The two remaining single dots pick out the main connective of the whole formula. They illustrate the utility of the dot notation in picking out those connectives which are relatively more important than the ones which surround them. The one to the left of the "⊃" is replaced by a pair of parentheses, the right one goes where the dot is and the left one goes as far to the left as it can without crossing a group of dots of greater force, in this case the two dots which follow the assertion-sign, thus
⊢ ((p ∧ q) ⊃ . p ⊃ q)
The dot to the right of the "⊃" is replaced by a left parenthesis which goes where the dot is and a right parenthesis which goes as far to the right as it can without going beyond the scope already established by a group of dots of greater force (in this case the two dots which followed the assertion-sign). So the right parenthesis which replaces the dot to the right of the "⊃" is placed in front of the right parenthesis which replaced the two dots following the assertion-sign, thus
⊢ ((p ∧ q) ⊃ (p ⊃ q)).
Example 2, with double, triple, and quadruple dots:
✱9.521. ⊢ : : (∃x). φx . ⊃ . q : ⊃ : . (∃x). φx . v . r : ⊃ . q v r
stands for
((((∃x)(φx)) ⊃ (q)) ⊃ ((((∃x) (φx)) v (r)) ⊃ (q v r)))
Example 3, with a double dot indicating a logical symbol (from volume 1, page 10):
p⊃q:q⊃r.⊃.p⊃r
stands for
(p⊃q) ∧ ((q⊃r)⊃(p⊃r))
where the double dot represents the logical symbol ∧ and can be viewed as having the higher priority as a non-logical single dot.
Later in section ✱14, brackets "[ ]" appear, and in sections ✱20 and following, braces "{ }" appear.
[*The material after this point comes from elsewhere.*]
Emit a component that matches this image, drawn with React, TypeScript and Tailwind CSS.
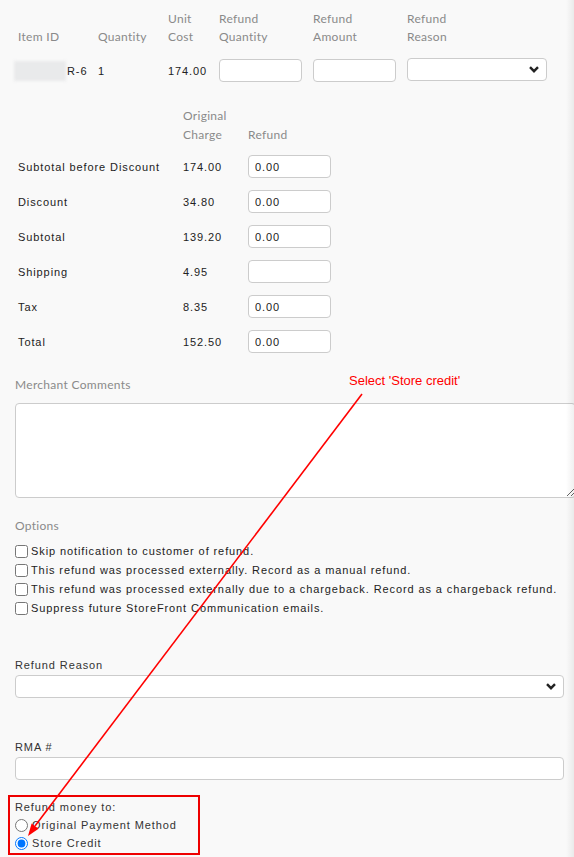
import React from "react";

const head = "font-['Lato',sans-serif] text-[12px] leading-[18px] tracking-[0.3px] text-[#8a8a8a]";
const body = "font-['Liberation_Sans',Arial,sans-serif] text-[11px] tracking-[0.9px] text-[#222]";
const box = "h-[23px] rounded-[4px] border border-[#cccccc] bg-white";

function Chevron() {
  return (
    <svg className="pointer-events-none absolute right-[8px] top-[8px]" width="10" height="7" viewBox="0 0 10 7">
      <path d="M1 1.2 L5 5.2 L9 1.2" fill="none" stroke="#222" strokeWidth="2.4" />
    </svg>
  );
}

function SelectBox({ className }: { className: string }) {
  return (
    <div className={`relative ${className}`}>
      <select className={`${box} w-full appearance-none`} />
      <Chevron />
    </div>
  );
}

const charges = [
  ["Subtotal before Discount", "174.00", "0.00"],
  ["Discount", "34.80", "0.00"],
  ["Subtotal", "139.20", "0.00"],
  ["Shipping", "4.95", ""],
  ["Tax", "8.35", "0.00"],
  ["Total", "152.50", "0.00"],
];

const options = [
  "Skip notification to customer of refund.",
  "This refund was processed externally. Record as a manual refund.",
  "This refund was processed externally due to a chargeback. Record as a chargeback refund.",
  "Suppress future StoreFront Communication emails.",
];

export default function App() {
  return (
    <div className="relative min-h-screen w-[574px] overflow-hidden bg-[#f9f9f9]">
      <div className="px-[15px] pt-[10px] pb-[10px]">
        {/* line items */}
        <div className="grid grid-cols-[80px_70px_51px_94px_94px_140px] items-end pl-[3px]">
          <div className={head}>Item ID</div>
          <div className={head}>Quantity</div>
          <div className={head}>Unit<br />Cost</div>
          <div className={head}>Refund<br />Quantity</div>
          <div className={head}>Refund<br />Amount</div>
          <div className={head}>Refund<br />Reason</div>
        </div>
        <div className="mt-[12px] grid h-[23px] grid-cols-[80px_70px_51px_94px_94px_140px] items-center pl-[3px]">
          <div className="-ml-[4px] flex items-center">
            <div className="h-[20px] w-[52px] bg-[#e9eaeb] blur-[1.5px]" />
            <span className={`${body} ml-px pt-[1px]`}>R-6</span>
          </div>
          <div className={`${body} pt-[1px] text-[#1b2a4a]`}>1</div>
          <div className={`${body} pt-[1px]`}>174.00</div>
          <input className={`${box} w-[83px]`} />
          <input className={`${box} w-[83px]`} />
          <SelectBox className="w-[140px]" />
        </div>

        {/* charges */}
        <div className="mt-[25px] grid grid-cols-[165px_65px_83px] items-end pl-[3px]">
          <div />
          <div className={`${head} leading-[19px]`}>Original<br />Charge</div>
          <div className={`${head} leading-[19px]`}>Refund</div>
        </div>
        <div className="mt-[11px] flex flex-col gap-[12px] pl-[3px]">
          {charges.map(([label, orig, refund]) => (
            <div key={label} className="grid h-[23px] grid-cols-[165px_65px_83px] items-center">
              <div className={`${body} pt-[2px]`}>{label}</div>
              <div className={`${body} pt-[2px]`}>{orig}</div>
              <input className={`${box} w-[83px] px-[6px] ${body}`} defaultValue={refund} />
            </div>
          ))}
        </div>

        {/* comments */}
        <div className={`${head} mt-[23px]`}>Merchant Comments</div>
        <textarea className="mt-[9px] block h-[95px] w-[561px] rounded-[4px] border border-[#cccccc] bg-white" />

        {/* options */}
        <div className={`${head} mt-[19px]`}>Options</div>
        <div className="mt-[7px] flex flex-col">
          {options.map((o) => (
            <label key={o} className={`${body} flex h-[19px] items-center gap-[3px]`}>
              <input type="checkbox" className="m-0 h-[13px] w-[13px]" />
              <span>{o}</span>
            </label>
          ))}
        </div>

        <div className={`${body} mt-[38px] leading-[18px] text-[#333]`}>Refund Reason</div>
        <SelectBox className="mt-[1px] w-[549px]" />

        <div className={`${body} mt-[38px] leading-[18px] text-[#333]`}>RMA #</div>
        <input className={`${box} mt-[1px] block w-[549px]`} />

        {/* refund destination */}
        <div className="-ml-[7px] mt-[15px] w-[192px] border-2 border-[#ee0000] pb-[1px] pl-[5px] pt-[1px]">
          <div className={`${body} leading-[18px] text-[#333]`}>Refund money to:</div>
          <label className={`${body} flex h-[18px] items-center gap-[4px] text-[#333]`}>
            <input type="radio" name="dest" className="m-0 h-[13px] w-[13px]" />
            <span>Original Payment Method</span>
          </label>
          <label className={`${body} flex h-[18px] items-center gap-[4px] text-[#333]`}>
            <input type="radio" name="dest" defaultChecked className="m-0 h-[13px] w-[13px]" />
            <span>Store Credit</span>
          </label>
        </div>
      </div>

      {/* page edge shadow */}
      <div className="pointer-events-none absolute right-0 top-0 h-full w-[8px] bg-gradient-to-r from-transparent to-black/[0.06]" />

      {/* annotation */}
      <div className="pointer-events-none absolute left-[349px] top-[373px] font-['Liberation_Sans',Arial,sans-serif] text-[13px] leading-[16px] text-[#ff0000]">
        Select 'Store credit'
      </div>
      <svg className="pointer-events-none absolute left-0 top-0" width="574" height="857">
        <line x1="362" y1="394" x2="35" y2="826" stroke="#ff0000" strokeWidth="1.6" />
        <polygon points="28,836 38.6,828.8 31.6,823.6" fill="#ff0000" />
      </svg>
    </div>
  );
}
Whether these symbols have specific meanings or are just for visual clarification is unclear. Unfortunately the single dot (but also ":", ":.", "::", etc.) is also used to symbolise "logical product" (contemporary logical AND often symbolised by "&" or "∧").
Logical implication is represented by Peano's "Ɔ" simplified to "⊃", logical negation is symbolised by an elongated tilde, i.e., "~" (contemporary "~" or "¬"), the logical OR by "v". The symbol "=" together with "Df" is used to indicate "is defined as", whereas in sections ✱13 and following, "=" is defined as (mathematically) "identical with", i.e., contemporary mathematical "equality" (cf. discussion in section ✱13). Logical equivalence is represented by "≡" (contemporary "if and only if"); "elementary" propositional functions are written in the customary way, e.g., "f(p)", but later the function sign appears directly before the variable without parenthesis e.g., "φx", "χx", etc.
Example, PM introduces the definition of "logical product" as follows:
✱3.01. p . q .=. ~(~p v ~q) Df.
where "p . q" is the logical product of p and q.
✱3.02. p ⊃ q ⊃ r .=. p ⊃ q . q ⊃ r Df.
This definition serves merely to abbreviate proofs.
Translation of the formulas into contemporary symbols: Various authors use alternate symbols, so no definitive translation can be given. However, because of criticisms such as that of Kurt Gödel below, the best contemporary treatments will be very precise with respect to the "formation rules" (the syntax) of the formulas.
The first formula might be converted into modern symbolism as follows:
(p & q) =df (~(~p v ~q))
alternately
(p & q) =df (¬(¬p v ¬q))
alternately
(p ∧ q) =df (¬(¬p v ¬q))
etc.
The second formula might be converted as follows:
(p → q → r) =df (p → q) & (q → r)
But note that this is not (logically) equivalent to (p → (q → r)) nor to ((p → q) → r), and these two are not logically equivalent either.
= An introduction to the notation of "Section B Theory of Apparent Variables" (formulas ✱8–✱14.34)
=These sections concern what is now known as predicate logic, and predicate logic with identity (equality).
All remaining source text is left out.